One of if not the most educated American during his lifetime, DuBois was the first African American to earn a doctorate and believed education was everything. It was a way for Black Americans to be free and to finally achieve the uplift they yearned for since emancipation. DuBois was vocal in his call for Black Americans to seek higher education and push for greater equality – and was publicly critical of what he believed was Washington’s submission to white leaders. 

 

Whatever differences existed between the two men, when it came to education, DuBois was right. Support for trades-based schools began to dip in the late nineteenth century and institutions shifted away from a focus on the trades to offering a fuller, more well rounded education.
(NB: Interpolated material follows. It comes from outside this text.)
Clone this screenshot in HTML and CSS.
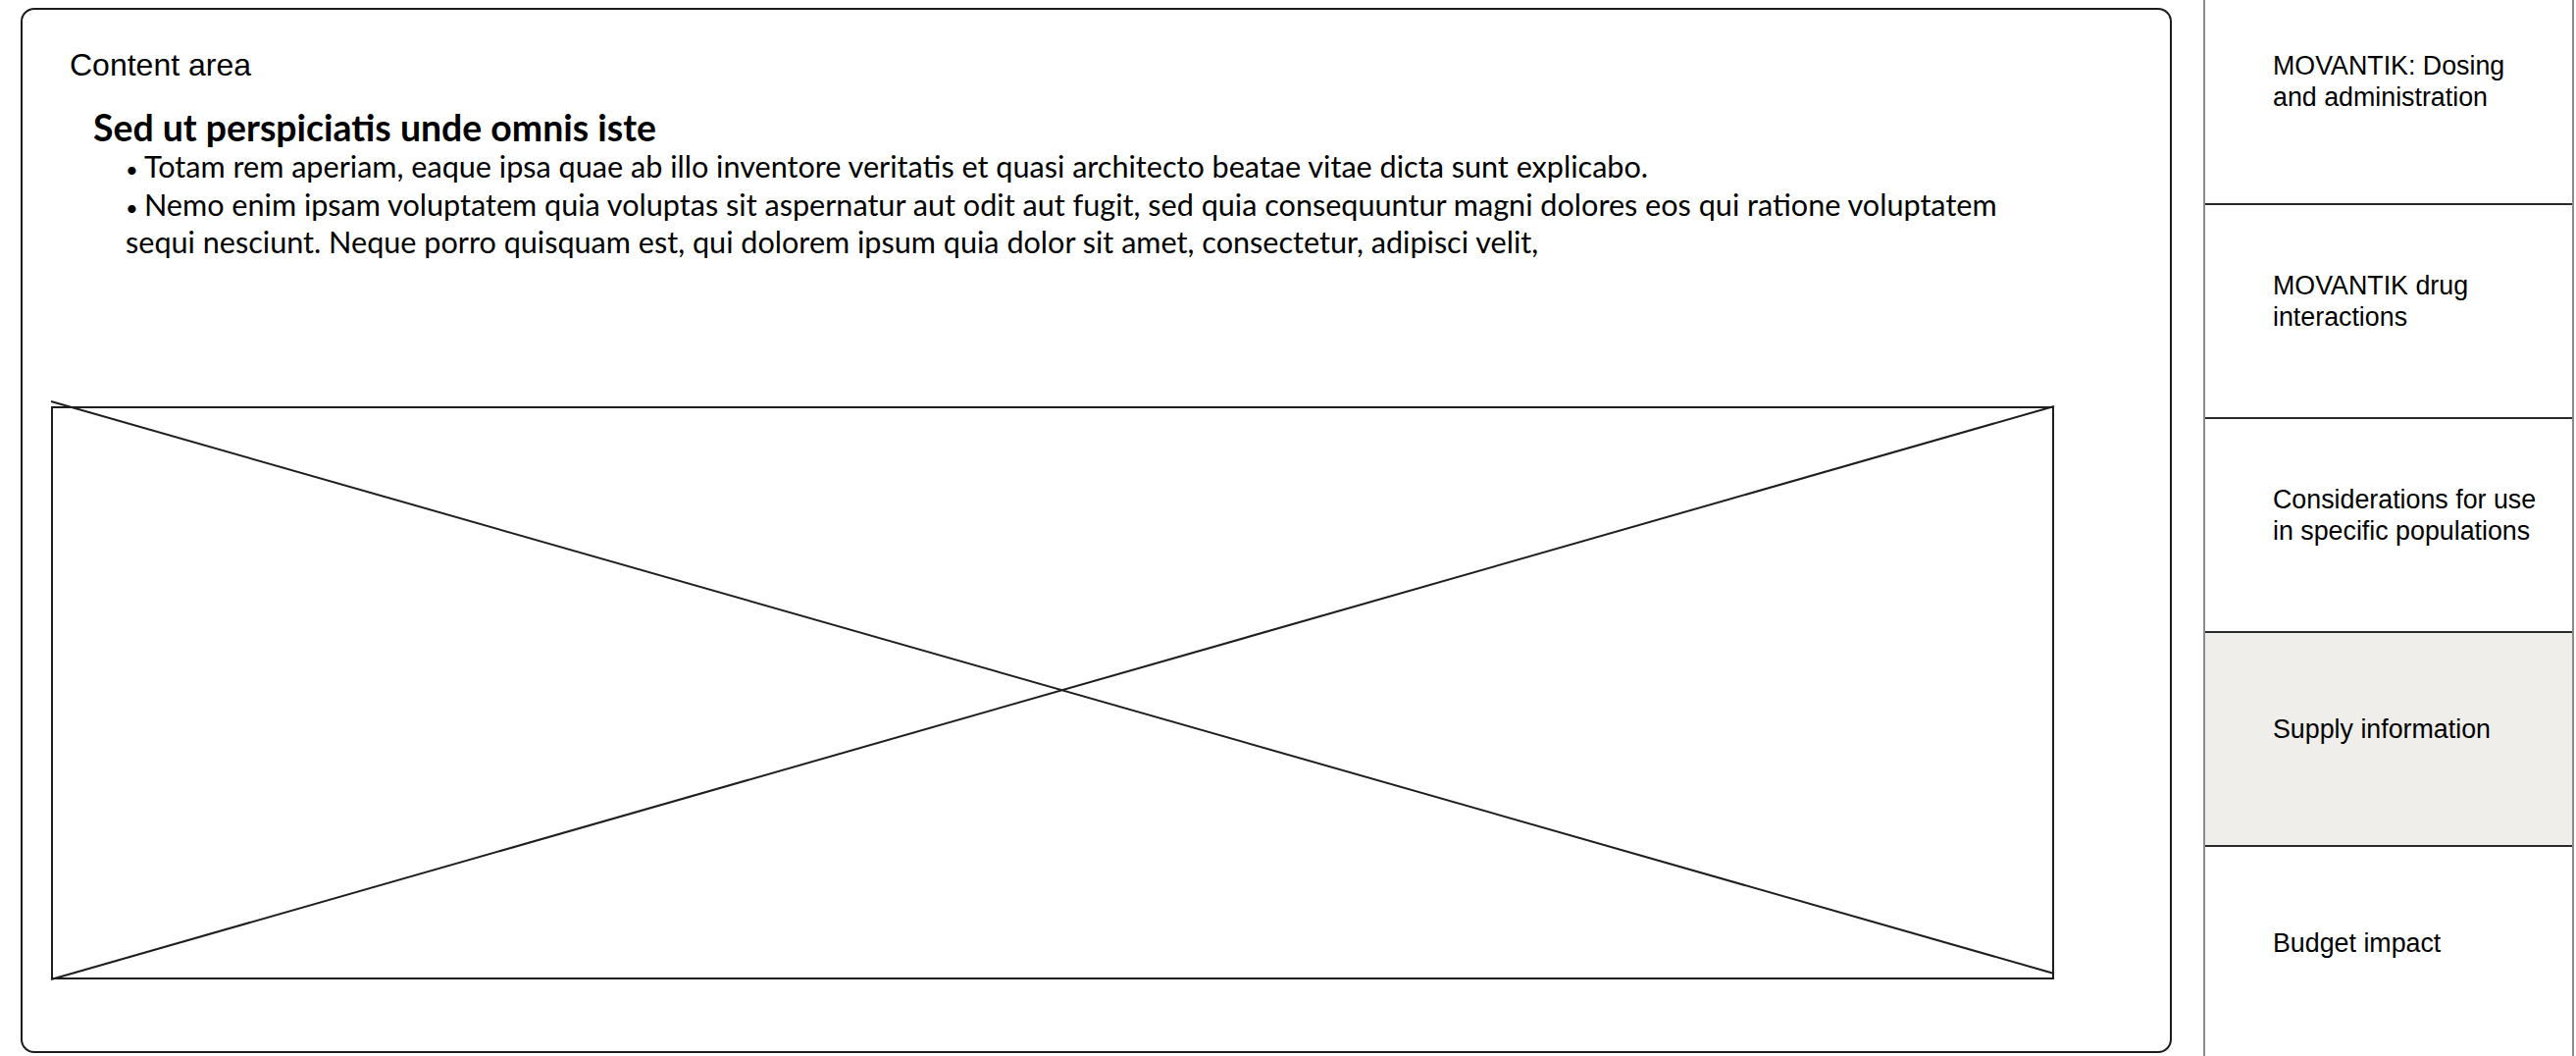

As their institutions grew stronger, University enrollments grew larger, graduating sizable classes of highly educated Black Americans. These graduates went on to become doctors and lawyers who worked to ensure the next generation was more successful than the last. These historic black colleges turned into safe spaces for young African Americans. Within the safety of the campus, students were treated equally. They were supported and pushed to achieve the unachievable. Students attending these universities could enjoy a bit of respite from the growing hostility brought on by Jim Crow.  

 

As of this recording, there are 107 historically black colleges and universities - or HBCUs - in the United States, representing 3% of all colleges and universities in the country. Despite representing less than 5% of the country’s schools, HBCU’s graduate 20% of all Black Americans who earn an undergraduate degree. They have taught some of the most influential voices in history including Thurgood Marshall, Martin Luther King Jr., and Langston Hughes and they represent one of the best legacies of Reconstruction.